In this stage, you are required to create an implementation that uses a number of AWS nodes to cooperatively calculate the new state of the Game of Life board, and communicate state between machines over a network.

Below is a series of suggested steps for approaching the problem, but you are not required to follow this sequence, and can jump straight to implementing the more advanced versions of the system if you feel confident about it.

Your implementation will be marked against the success criteria outlined here.

Step 1

Begin by ensuring you have a working single-threaded, single-machine implementation. You should be able to test your serial code using cargo test --release --test gol -- --threads 1 and all tests should pass.

Step 1

Migrate and separate your implementation into the two components provided in the new distributed skeleton:

  • The local controller (controller folder), will be responsible for IO and capturing keypresses.
  • The Gol Engine (server folder), will be responsible for actually processing the turns of Game of Life.

You must be able to run the local controller as a client on a local machine, and the Gol engine as a server on an AWS node.

Start by implementing a basic controller which can tell the logic engine to evolve Game of Life for the number of turns specified in Params.turns.

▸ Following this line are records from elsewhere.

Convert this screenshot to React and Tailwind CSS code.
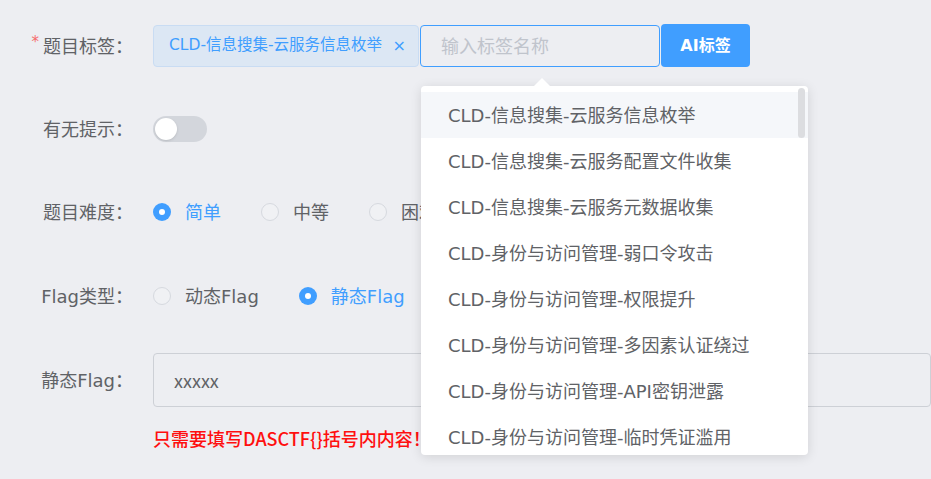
import React from "react";

const font = { fontFamily: '"DejaVu Sans", "Noto Sans CJK SC", sans-serif' };
const cjk = { fontFamily: '"Noto Sans CJK SC", "Noto Sans", sans-serif' };

const options = [
  "CLD-信息搜集-云服务信息枚举",
  "CLD-信息搜集-云服务配置文件收集",
  "CLD-信息搜集-云服务元数据收集",
  "CLD-身份与访问管理-弱口令攻击",
  "CLD-身份与访问管理-权限提升",
  "CLD-身份与访问管理-多因素认证绕过",
  "CLD-身份与访问管理-API密钥泄露",
  "CLD-身份与访问管理-临时凭证滥用",
];

const Label = ({ children, required }) => (
  <div className="w-[133px] flex items-center justify-end text-[18px] text-[#606266] shrink-0 mr-[20px]">
    {required && <span className="text-[#f56c6c] text-[15px] mr-[4px] -mt-[8px]">*</span>}
    {children}
  </div>
);

const Radio = ({ label, checked }) => (
  <div className="flex items-center mr-[40px]">
    {checked ? (
      <span className="w-[18px] h-[18px] rounded-full bg-[#409eff] flex items-center justify-center">
        <span className="w-[6px] h-[6px] rounded-full bg-white" />
      </span>
    ) : (
      <span className="w-[18px] h-[18px] rounded-full border border-[#d6d9df] bg-[#f0f1f4]" />
    )}
    <span
      className={`ml-[14px] text-[18px] ${
        checked ? "text-[#409eff]" : "text-[#606266]"
      }`}
    >
      {label}
    </span>
  </div>
);

export default function App() {
  return (
    <div
      className="relative w-[931px] h-[479px] overflow-hidden bg-[#edeef2]"
      style={font}
    >
      <div className="flex flex-col">
        {/* 题目标签 */}
        <div className="flex h-[42px] mt-[25px]">
          <Label required>题目标签：</Label>
          <div className="flex items-stretch">
            <div className="flex items-center w-[266px] pl-[15px] pr-[12px] rounded-[4px] bg-[#dce7f4] border border-[#c9dcf3] text-[#409eff] text-[15.5px]">
              <span className="flex-1 whitespace-nowrap">CLD-信息搜集-云服务信息枚举</span>
              <span className="text-[16px] leading-none">×</span>
            </div>
            <div className="ml-[1px] w-[240px] flex items-center pl-[20px] rounded-[4px] border border-[#409eff] text-[18px] text-[#c0c4cc]">
              输入标签名称
            </div>
            <button className="ml-[1px] -mt-[1px] h-[43px] w-[89px] rounded-[4px] bg-[#409eff] text-white text-[16px] font-semibold">
              AI标签
            </button>
          </div>
        </div>

        {/* 有无提示 */}
        <div className="flex h-[42px] mt-[41px]">
          <Label>有无提示：</Label>
          <div className="flex items-center">
            <div className="w-[54px] h-[26px] rounded-full bg-[#d3d6dc] flex items-center px-[2px]">
              <span className="w-[22px] h-[22px] rounded-full bg-white shadow-sm" />
            </div>
          </div>
        </div>

        {/* 题目难度 */}
        <div className="flex h-[42px] mt-[41px]">
          <Label>题目难度：</Label>
          <div className="flex items-center">
            <Radio label="简单" checked />
            <Radio label="中等" />
            <Radio label="困难" />
          </div>
        </div>

        {/* Flag类型 */}
        <div className="flex h-[42px] mt-[42px]">
          <Label>Flag类型：</Label>
          <div className="flex items-center">
            <Radio label="动态Flag" />
            <Radio label="静态Flag" checked />
          </div>
        </div>

        {/* 静态Flag */}
        <div className="flex h-[54px] mt-[36px]">
          <Label>静态Flag：</Label>
          <div
            className="w-[820px] flex items-center pl-[20px] rounded-[4px] border border-[#cdd0d6] text-[18px] text-[#606266]"
            style={cjk}
          >
            xxxxx
          </div>
        </div>
        <div className="flex mt-[18px]">
          <div className="w-[153px] shrink-0" />
          <span className="text-[18px] font-medium text-[#ff0f0f] whitespace-nowrap" style={cjk}>
            只需要填写DASCTF{"{}"}括号内内容！
          </span>
        </div>
      </div>

      {/* Dropdown */}
      <div className="absolute left-[421px] top-[86px] w-[387px] h-[369px] rounded-[4px] bg-white shadow-[0_2px_12px_rgba(0,0,0,0.12)]">
        <div className="absolute -top-[8px] left-[112px] w-0 h-0 border-l-[9px] border-r-[9px] border-b-[9px] border-l-transparent border-r-transparent border-b-white" />
        <div className="h-full overflow-hidden rounded-[4px] pt-[6px]">
          {options.map((opt, i) => (
            <div
              key={i}
              className={`h-[46px] flex items-center pl-[27px] text-[18px] text-[#606266] whitespace-nowrap ${
                i === 0 ? "bg-[#f5f7fa]" : ""
              }`}
            >
              {opt}
            </div>
          ))}
        </div>
        <div className="absolute right-[3px] top-[2px] w-[7px] h-[50px] rounded-full bg-[#dcdde0]" />
      </div>
    </div>
  );
}
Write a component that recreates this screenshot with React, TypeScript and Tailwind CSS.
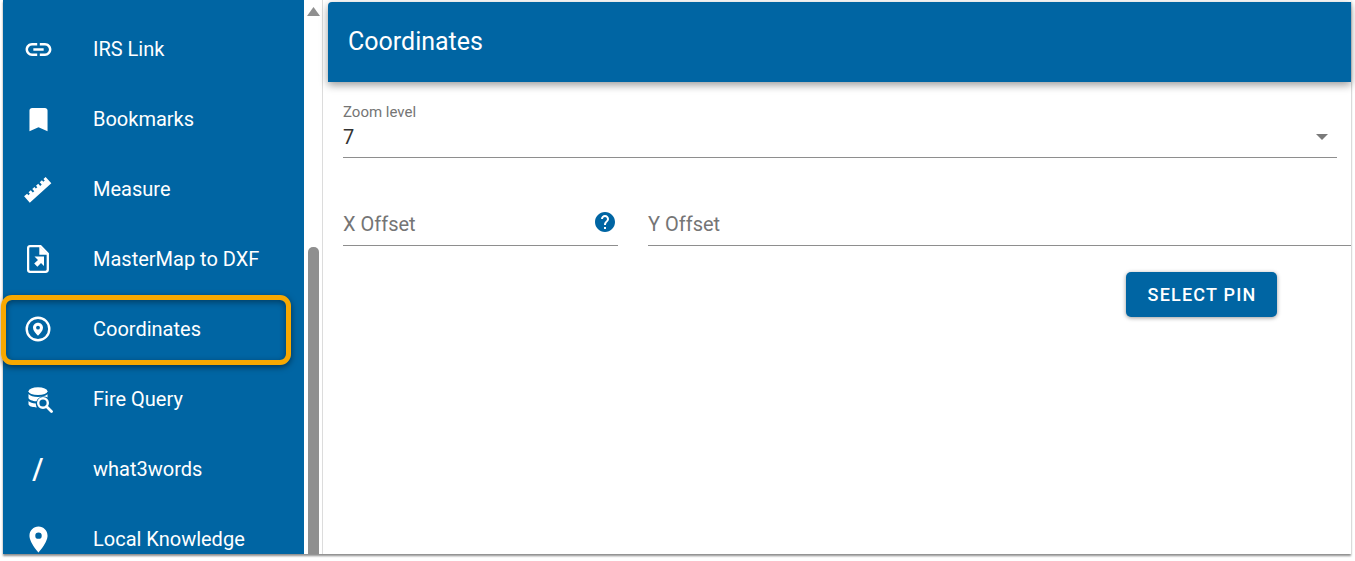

You can achieve this by implementing a single, blocking RPC call to process all requested turns.

Test

To test your implementation, type the following in the terminal of your local controller (cd to the controller folder first).

bash
cargo test --release --test gol -- --threads 1

If you want to specify the server address, simply by adding --server_addr "<server_ip>:<server_port>" (127.0.0.1:8030 in this case)

bash
cargo test --release --test gol -- --threads 1 --server_addr "127.0.0.1:8030"

This applies to the later tests as well.